By EMILY RAMSEY
STRIVING FOR EXCELLENCE: Union Public Schools’ Communications Department is, from left, Video Producer Beth Turner, Associate Chief Communications Officer Chris Payne, Webmaster Michael Vore, Chief Communications Officer Gretchen Haas-Bethell and Graphic Designer Bre Willard. Not pictured is Executive Administrative Assistant Beverly Thummel.
EMILY RAMSEY for GTR Newspapers
Since forming in 1919 with just four students in its first graduating class, Union Public Schools has shown itself to be responsive with the changing technological times. That aspect couldn’t be more evident than in its communications department.
“Communication styles, parents, the scope of the district have all changed a lot over the decades,” says Chris Payne, associate chief communications officer, who will take over for Chief Communications Officer Gretchen Haas-Bethell, when she retires June 30.
Haas-Bethell came to Union in 1990 with a broadcast journalism background. She was hired to oversee the school district’s public relations, with the charge to tell the story of the district on a consistent basis and to systematically communicate with its audiences, she says.
Previously, the district’s communication efforts had been delegated to school administrators and board members.
Haas-Bethell remembers, in the beginning at Union, working with an electric typewriter before transitioning to one of the earliest versions of a desktop Mac computer.
“We mailed out press releases or hand delivered them to news people,” she remembers. “We were making videos on 16 millimeter film.
“Before email, we appointed representatives at each school site to send us photos and information from their individual schools.”
Since those early years, Union’s communications department has grown to include Executive Administrative Assistant Beverly Thummel; Webmaster Michael Vore, who also oversees social media and photography; Video Producer Beth Turner; and Graphic Designer Bre Willard.
Yet, despite the changes that continue to take place in the department and in the communications field, “what hasn’t changed is our knowledge of each of our audiences and their needs, wants and expectations,” Haas-Bethell says.
Those external and internal audiences are wide and varied and include district employees, the many clubs and organizations, students and parents, school district residents, the Oklahoma State Department, other school districts, and others.
In order to remain current with the changing communication styles, the department saw the need to focus on its website to expand its information offerings and the ways the information is disseminated, such as through social media and videos.

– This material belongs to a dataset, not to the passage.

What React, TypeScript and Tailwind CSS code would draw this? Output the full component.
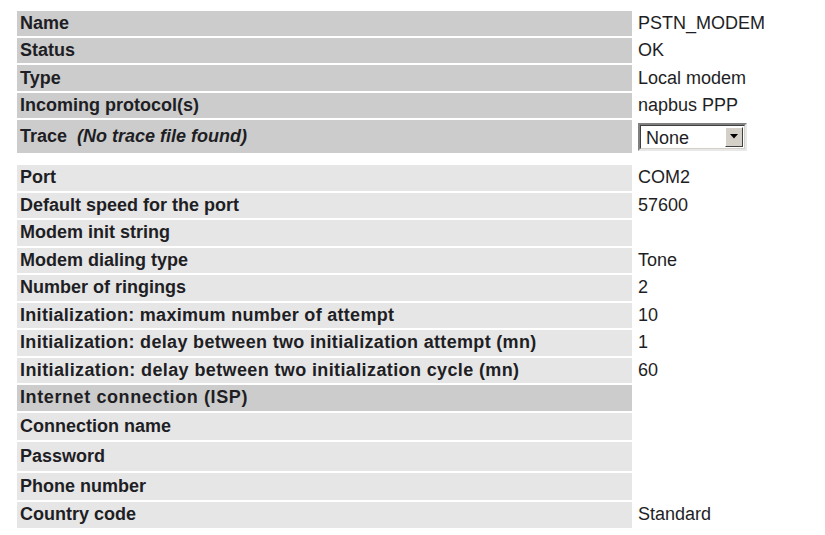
import React from "react";

type Row = { label: React.ReactNode; value?: React.ReactNode; h: string; dark?: boolean; wide?: string };

function Select() {
  return (
    <div className="flex h-[28px] w-[109px] items-stretch border-2 border-t-[#808080] border-l-[#808080] border-b-[#e8e8e8] border-r-[#e8e8e8] bg-white">
      <div className="flex flex-1 items-stretch border border-t-[#404040] border-l-[#404040] border-b-[#d4d0c8] border-r-[#d4d0c8]">
        <span className="flex-1 pl-[5px] leading-[24px]">None</span>
        <span className="my-[1px] mr-[1px] flex w-[18px] items-center justify-center border border-t-white border-l-white border-b-[#404040] border-r-[#404040] bg-[#d4d0c8]">
          <svg width="8" height="5" viewBox="0 0 8 5">
            <path d="M0 0h8L4 4.5z" fill="#000" />
          </svg>
        </span>
      </div>
    </div>
  );
}

function Table({ rows, dark }: { rows: Row[]; dark?: boolean }) {
  return (
    <div className="flex flex-col gap-[2px]">
      {rows.map((r, i) => (
        <div key={i} className="grid grid-cols-[615px_1fr] gap-[2px]">
          <div
            className={`${r.h} ${r.wide ?? ""} flex items-center pl-[3px] font-bold ${
              dark || r.dark ? "bg-[#cccccc]" : "bg-[#e6e6e6]"
            }`}
          >
            {r.label}
          </div>
          <div className={`${r.h} flex items-center pl-[4px]`}>{r.value}</div>
        </div>
      ))}
    </div>
  );
}

export default function App() {
  const top: Row[] = [
    { label: "Name", value: "PSTN_MODEM", h: "h-[25px]" },
    { label: "Status", value: "OK", h: "h-[25px]" },
    { label: "Type", value: "Local modem", h: "h-[26px]" },
    { label: "Incoming protocol(s)", value: "napbus PPP", h: "h-[25px]" },
    {
      label: (
        <span>
          Trace&nbsp;&nbsp;<i>(No trace file found)</i>
        </span>
      ),
      value: <Select />,
      h: "h-[33px]",
    },
  ];

  const bottom: Row[] = [
    { label: "Port", value: "COM2", h: "h-[25.5px]" },
    { label: "Default speed for the port", value: "57600", h: "h-[25.5px]" },
    { label: "Modem init string", h: "h-[25.5px]" },
    { label: "Modem dialing type", value: "Tone", h: "h-[25.5px]" },
    { label: "Number of ringings", value: "2", h: "h-[25.5px]" },
    { label: "Initialization: maximum number of attempt", value: "10", h: "h-[25.5px]", wide: "tracking-[0.3px]" },
    { label: "Initialization: delay between two initialization attempt (mn)", value: "1", h: "h-[25.5px]", wide: "tracking-[0.32px]" },
    { label: "Initialization: delay between two initialization cycle (mn)", value: "60", h: "h-[25.5px]", wide: "tracking-[0.38px]" },
    { label: "Internet connection (ISP)", h: "h-[25.5px]", dark: true, wide: "tracking-[0.6px]" },
    { label: "Connection name", h: "h-[27px]" },
    { label: "Password", h: "h-[29px]" },
    { label: "Phone number", h: "h-[27px]" },
    { label: "Country code", value: "Standard", h: "h-[26px]" },
  ];

  return (
    <div className="h-[535px] w-[825px] bg-white pl-[17px] pt-[11px] font-['Liberation_Sans',Arial,sans-serif] text-[18px] text-[#1e1e24]">
      <Table rows={top} dark />
      <div className="h-[12px]" />
      <Table rows={bottom} />
    </div>
  );
}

When Vore came to the school district in 2002, the website was in its early stages. “Since I’ve been here, we have updated the website about eight times with substantial changes,” he says.
Vore also began to think about how he would stay abreast of current news and activities at Union’s many school sites. He often utilized teachers and parents to help keep him informed as well as increasing his efforts to visit various school sites on a daily basis to keep Union’s publics informed.
Vore’s reliance on community-provided information is still very alive and well today, though, thanks to social media.
I am constantly reposting and retweeting information that comes from social media pages of Union clubs and organizations, he says.
Union was one of the first school districts to create a Facebook fan page, and, soon after, it added a youtube channel in order to offer more engagement opportunities with its publics.
“As those platforms became more acceptable, we did more with them,” Vore says.
While endeavoring to remain current in its communication methods, the department also has to remain focused on what is fiscally responsible for the district, notes Haas-Bethell. One such situation, a few years ago, involved the question of whether to create an app for the district as mobile devices and smartphones grew in their all-purpose use.
“When attending school events, I would see all of the parents on their mobile devices,” says Vore, driving home the point that mobile device compatibility was the way of the future for online content.
However, “an app would have cost us a lot of money and created double the work for us,” Haas-Bethell says.
Instead, the department saw as its best option to create a responsive website that “responds” to individual users’ mobile devices by adapting the website’s size and other factors to their device.
The school district’s responsive site launched two years ago, along with its video section on the main page that highlights school news, extracurricular activities and reminders of upcoming events.
Previously, videos had been included with individual stories on the website, says Vore, but this feature allows individuals to access videos separately.
The bottom line in all of Union’s communication methods is flexibility and willingness to adapt, says Haas-Bethell.
“It’s not one size fits all,” adds Payne. “We can’t stop using the old methods, but we have to find new ways, too.”
That, as Haas-Bethell sums it up, is the epitome of all that Union stands for: “It’s all about the Union Way: striving for excellence in all we do. As a department, we try to portray that.”